In order to run a government, you need a party. But in order to prevent a government from turning despotic, two parties are required. Only when two parties are working together—the party in power and the party in opposition—can a democratic government continue to be democratic. Without a powerful opposition, democracy is impossible. Ambedkar was also vehemently opposed to India adopting the British-style party system. He clarified that the foundation of the British political system is the assumption that a party will win the majority, or a political majority. In India, however, the majority will always be a communal majority, regardless of the social and political platform of a party.

 

Therefore, adopting the British system would permanently give the communal majority executive power in India. Additionally, under the British system, the majority party is not required to appoint members of the minority party to the government. If it were applied to India, the majority community would become the ruling class and the minority community would become the subject race. It would entail giving a communal majority the freedom to run the government however it sees fit, regardless of what is best for the minorities.

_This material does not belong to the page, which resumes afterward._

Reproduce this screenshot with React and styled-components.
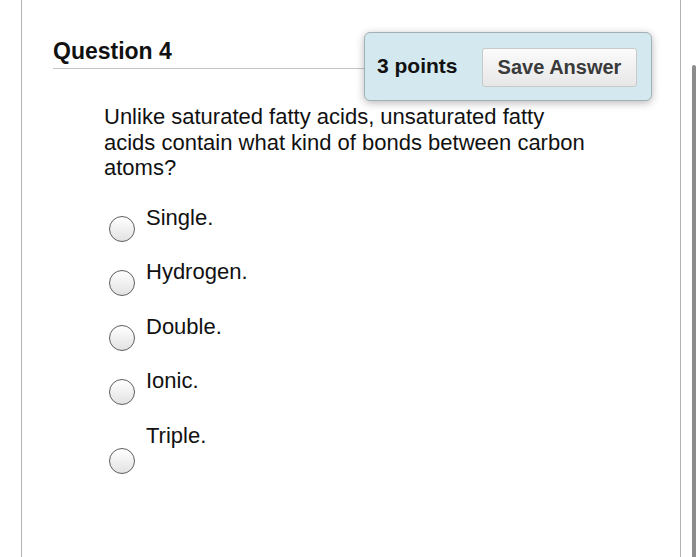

Ambedkar made it abundantly clear that such a situation cannot ever be referred to as a democracy.


Ambedkar believed that the conflicts between castes and creeds in India's current system of "graded inequality" would inevitably result in the rise of numerous parties and groups in the legislature. If this occurs, India will experience executive instability because of the British parliamentary model, which mandates that the executive resign upon a negative vote in the legislature. For it is simple for groups to align and realign frequently, even for trivial goals, and bring about the overthrow of the government. He preferred the American executive model over the British one because it had some improvements.